The fact that both the political parties are a recent formation and few months old should be cause of concern, especially when decades old national party such as the PPP cannot match these recent and radical groups. Even if it is eleven percent, look at the geography. This is Lahore, the heart of Pakistan, and not Bajour or Waziristan in the periphery. This is in Punjab, supposedly the bulwark province against radicalization. 

Another warning point is – the above two are not just religious political parties such as the Jamaat-e-Islami or JUI. These are political parties and still believe in democratic contest. MML and LYR are radical groups and have secured more votes than the religious parties. JI’s Ziauddin Ansari could secure only 105 votes!

The larger danger for Punjab comes from the question – whether radical groups such as the MML and LRY will be an aberration, or a new trend?

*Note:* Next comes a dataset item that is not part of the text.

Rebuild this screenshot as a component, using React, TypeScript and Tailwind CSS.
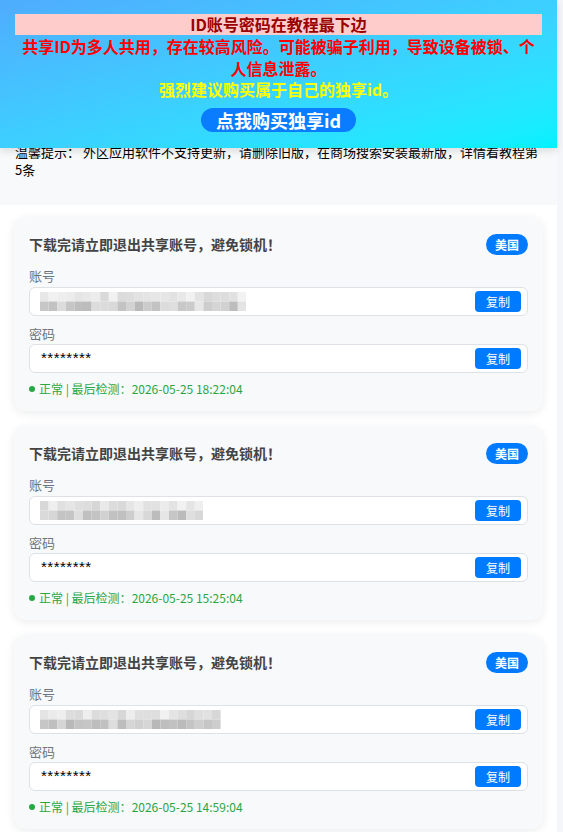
import React from "react";

const accounts = [
  { time: "2026-05-25 18:22:04", cols: 24, seed: 3 },
  { time: "2026-05-25 15:25:04", cols: 19, seed: 7 },
  { time: "2026-05-25 14:59:04", cols: 21, seed: 11 },
];

// pixelated redaction over the account name
function Mosaic({ cols, seed }: { cols: number; seed: number }) {
  let s = seed * 1013;
  const rnd = () => {
    s = (s * 9301 + 49297) % 233280;
    return s / 233280;
  };
  const cw = 8.6;
  const ch = 9.5;
  const cells: React.ReactNode[] = [];
  for (let r = 0; r < 2; r++) {
    for (let c = 0; c < cols; c++) {
      const v = r === 0 ? Math.round(242 - rnd() * 28) : Math.round(232 - rnd() * 50);
      cells.push(<rect key={`${r}-${c}`} x={c * cw} y={r * ch} width={cw} height={ch} fill={`rgb(${v},${v},${v})`} />);
    }
  }
  return (
    <svg width={cols * cw} height={ch * 2} className="block">
      {cells}
    </svg>
  );
}

function CopyButton() {
  return (
    <button className="ml-auto flex h-[21px] w-[46px] items-center justify-center rounded-[4px] bg-[#007bff] text-[12px] text-white">
      复制
    </button>
  );
}

function AccountCard({ time, cols, seed }: { time: string; cols: number; seed: number }) {
  return (
    <div className="mb-[15px] rounded-[12px] bg-[#f8f9fa] px-[15px] pt-[15px] pb-[14px] shadow-[0_2px_10px_rgba(0,0,0,0.08)]">
      <div className="flex h-[25px] items-center justify-between">
        <h3 className="text-[14px] font-bold text-[#444]">下载完请立即退出共享账号，避免锁机！</h3>
        <span className="flex h-[21px] w-[42px] items-center justify-center rounded-full bg-[#007bff] text-[12px] font-bold text-white">
          美国
        </span>
      </div>
      <div className="mt-[10px] h-[18px] text-[13px] leading-[18px] text-[#6c757d]">账号</div>
      <div className="mt-[2px] flex h-[29px] items-center rounded-[6px] border border-[#dee2e6] bg-white pr-[6px] pl-[10px]">
        <Mosaic cols={cols} seed={seed} />
        <CopyButton />
      </div>
      <div className="mt-[9px] h-[18px] text-[13px] leading-[18px] text-[#6c757d]">密码</div>
      <div className="mt-[1px] flex h-[29px] items-center rounded-[6px] border border-[#dee2e6] bg-white pr-[6px] pl-[11px]">
        <span className="font-[Liberation_Sans,sans-serif] text-[15px] tracking-[0.5px] text-black">********</span>
        <CopyButton />
      </div>
      <div className="mt-[8px] flex h-[16px] items-center gap-[4px] text-[12px] text-[#28a745]">
        <span className="h-[6px] w-[6px] rounded-full bg-[#28a745]" />
        <span>正常 | 最后检测：{time}</span>
      </div>
    </div>
  );
}

export default function App() {
  return (
    <div className="flex min-h-[832px] bg-[#f5f6fa] font-[Noto_Sans_CJK_SC,Noto_Sans,sans-serif]">
      <div className="relative w-[557px] bg-white">
        {/* fixed top banner */}
        <div className="absolute top-0 left-0 z-10 w-full bg-linear-to-br from-[#4facfe] to-[#00f2fe] px-[15px] pt-[14px] pb-[15px] text-center shadow-[0_3px_8px_rgba(0,0,0,0.12)]">
          <div className="h-[21px] bg-[#ffcccc] text-[16px] leading-[21px] font-bold text-[#990000]">ID账号密码在教程最下边</div>
          <p className="text-[16px] leading-[22px] font-bold text-[#ff0000]">
            共享ID为多人共用，存在较高风险。可能被骗子利用，导致设备被锁、个人信息泄露。
          </p>
          <p className="text-[16px] leading-[20px] font-bold text-[#ffff00]">强烈建议购买属于自己的独享id。</p>
          <button className="mt-[9px] h-[24px] rounded-full bg-[#0a7cff] px-[15px] text-[18px] leading-[24px] font-bold text-white">
            点我购买独享id
          </button>
        </div>

        <div className="bg-[#f8f9fa] px-[15px] pt-[143px] pb-[26px]">
          <p className="text-[13px] leading-[18px] text-black">
            温馨提示： 外区应用软件不支持更新，请删除旧版，在商场搜索安装最新版，详情看教程第5条
          </p>
        </div>

        <div className="bg-white px-[14px] pt-[12px] pb-[4px]">
          {accounts.map((a) => (
            <AccountCard key={a.time} {...a} />
          ))}
        </div>
      </div>
      <div className="w-[6px]" />
    </div>
  );
}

The PML-N could attract the right wing votes in Punjab until now. Is the extreme Right in Punjab deserting the PML-N, and find a voice of their own?

The question in this context is whether eleven percent or not. It is about the likely political space that the radical groups would occupy. Even if it is less than ten percent, it would still be dangerous.

The only less dangerous explanation for this eleven percent for radical groups in Lahore – could be that they have a strong presence. Run through their own sets of mosques, they have strong reach, however limited it could be. If the reality is otherwise, that would be a larger threat not only to Lahore and Punjab, but to entire Pakistan.